WORK TO COMPLETE: Reproduce every line of the material below, but drop the pictures.

COLLECTED MATERIAL:
------------------------------------------------------------
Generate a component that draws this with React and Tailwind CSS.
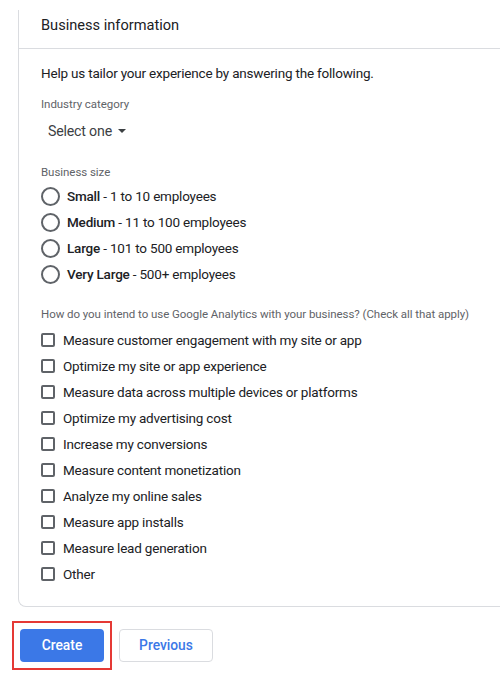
import React from 'react';

const sizes = [
  ['Small', '1 to 10 employees'],
  ['Medium', '11 to 100 employees'],
  ['Large', '101 to 500 employees'],
  ['Very Large', '500+ employees'],
];

const uses = [
  'Measure customer engagement with my site or app',
  'Optimize my site or app experience',
  'Measure data across multiple devices or platforms',
  'Optimize my advertising cost',
  'Increase my conversions',
  'Measure content monetization',
  'Analyze my online sales',
  'Measure app installs',
  'Measure lead generation',
  'Other',
];

export default function App() {
  return (
    <div className="w-[500px] h-[679px] overflow-hidden bg-white text-[#202124]" style={{ fontFamily: 'Roboto, "Liberation Sans", sans-serif' }}>
      <div className="mt-[10px] ml-[18px] w-[520px] border-l border-b border-[#dadce0] rounded-bl-lg">
        {/* header */}
        <div className="h-[39px] pt-[5px] pl-[22px] border-b border-[#dadce0] text-[14.6px] leading-[20px] text-[#202124]">
          Business information
        </div>

        <div className="pl-[22px] pt-[14px] pb-[19px] text-[#202124]">
          <p className="text-[13.5px] tracking-[-0.2px] leading-[20px]">Help us tailor your experience by answering the following.</p>

          <p className="mt-[13px] text-[11.5px] tracking-[-0.05px] leading-[16px] text-[#5f6368]">Industry category</p>
          <button className="mt-[9px] ml-[7px] flex items-center gap-[6px] text-[14.2px] tracking-[-0.2px] leading-[20px] text-[#3c4043]">
            Select one
            <span className="w-0 h-0 border-l-[4px] border-r-[4px] border-t-[4px] border-l-transparent border-r-transparent border-t-[#3c4043]" />
          </button>

          <p className="mt-[23px] text-[11.5px] tracking-[-0.05px] leading-[16px] text-[#5f6368]">Business size</p>
          <div className="mt-[3px] flex flex-col">
            {sizes.map(([name, desc]) => (
              <label key={name} className="h-[26px] flex items-center">
                <span className="w-[19px] h-[19px] rounded-full border-2 border-[#5f6368]" />
                <span className="ml-[7px] text-[13.5px] tracking-[-0.2px]">
                  <span className="font-medium">{name}</span> - {desc}
                </span>
              </label>
            ))}
          </div>

          <p className="mt-[19px] text-[11.5px] tracking-[-0.05px] leading-[16px] text-[#5f6368]">
            How do you intend to use Google Analytics with your business? (Check all that apply)
          </p>
          <div className="mt-[5px] flex flex-col">
            {uses.map((u) => (
              <label key={u} className="h-[26px] flex items-center">
                <span className="w-[14px] h-[14px] rounded-[2px] border-2 border-[#5f6368]" />
                <span className="ml-[8px] text-[13.5px] tracking-[-0.2px]">{u}</span>
              </label>
            ))}
          </div>
        </div>
      </div>

      {/* actions */}
      <div className="mt-[14px] ml-[12px] flex items-center gap-[7px]">
        <div className="border-2 border-[#e53935] p-[6px]">
          <button className="w-[84px] h-[33px] rounded-[4px] bg-[#3b78e7] text-white text-[13.8px] font-medium">
            Create
          </button>
        </div>
        <button className="w-[94px] h-[33px] rounded-[4px] border border-[#dadce0] text-[#3b78e7] text-[13.8px] font-medium">
          Previous
        </button>
      </div>
    </div>
  );
}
------------------------------------------------------------
SOLUTION TO THE PROBLEM:
Generate a component that draws this with React and Tailwind CSS.
import React from 'react';

const sizes = [
  ['Small', '1 to 10 employees'],
  ['Medium', '11 to 100 employees'],
  ['Large', '101 to 500 employees'],
  ['Very Large', '500+ employees'],
];

const uses = [
  'Measure customer engagement with my site or app',
  'Optimize my site or app experience',
  'Measure data across multiple devices or platforms',
  'Optimize my advertising cost',
  'Increase my conversions',
  'Measure content monetization',
  'Analyze my online sales',
  'Measure app installs',
  'Measure lead generation',
  'Other',
];

export default function App() {
  return (
    <div className="w-[500px] h-[679px] overflow-hidden bg-white text-[#202124]" style={{ fontFamily: 'Roboto, "Liberation Sans", sans-serif' }}>
      <div className="mt-[10px] ml-[18px] w-[520px] border-l border-b border-[#dadce0] rounded-bl-lg">
        {/* header */}
        <div className="h-[39px] pt-[5px] pl-[22px] border-b border-[#dadce0] text-[14.6px] leading-[20px] text-[#202124]">
          Business information
        </div>

        <div className="pl-[22px] pt-[14px] pb-[19px] text-[#202124]">
          <p className="text-[13.5px] tracking-[-0.2px] leading-[20px]">Help us tailor your experience by answering the following.</p>

          <p className="mt-[13px] text-[11.5px] tracking-[-0.05px] leading-[16px] text-[#5f6368]">Industry category</p>
          <button className="mt-[9px] ml-[7px] flex items-center gap-[6px] text-[14.2px] tracking-[-0.2px] leading-[20px] text-[#3c4043]">
            Select one
            <span className="w-0 h-0 border-l-[4px] border-r-[4px] border-t-[4px] border-l-transparent border-r-transparent border-t-[#3c4043]" />
          </button>

          <p className="mt-[23px] text-[11.5px] tracking-[-0.05px] leading-[16px] text-[#5f6368]">Business size</p>
          <div className="mt-[3px] flex flex-col">
            {sizes.map(([name, desc]) => (
              <label key={name} className="h-[26px] flex items-center">
                <span className="w-[19px] h-[19px] rounded-full border-2 border-[#5f6368]" />
                <span className="ml-[7px] text-[13.5px] tracking-[-0.2px]">
                  <span className="font-medium">{name}</span> - {desc}
                </span>
              </label>
            ))}
          </div>

          <p className="mt-[19px] text-[11.5px] tracking-[-0.05px] leading-[16px] text-[#5f6368]">
            How do you intend to use Google Analytics with your business? (Check all that apply)
          </p>
          <div className="mt-[5px] flex flex-col">
            {uses.map((u) => (
              <label key={u} className="h-[26px] flex items-center">
                <span className="w-[14px] h-[14px] rounded-[2px] border-2 border-[#5f6368]" />
                <span className="ml-[8px] text-[13.5px] tracking-[-0.2px]">{u}</span>
              </label>
            ))}
          </div>
        </div>
      </div>

      {/* actions */}
      <div className="mt-[14px] ml-[12px] flex items-center gap-[7px]">
        <div className="border-2 border-[#e53935] p-[6px]">
          <button className="w-[84px] h-[33px] rounded-[4px] bg-[#3b78e7] text-white text-[13.8px] font-medium">
            Create
          </button>
        </div>
        <button className="w-[94px] h-[33px] rounded-[4px] border border-[#dadce0] text-[#3b78e7] text-[13.8px] font-medium">
          Previous
        </button>
      </div>
    </div>
  );
}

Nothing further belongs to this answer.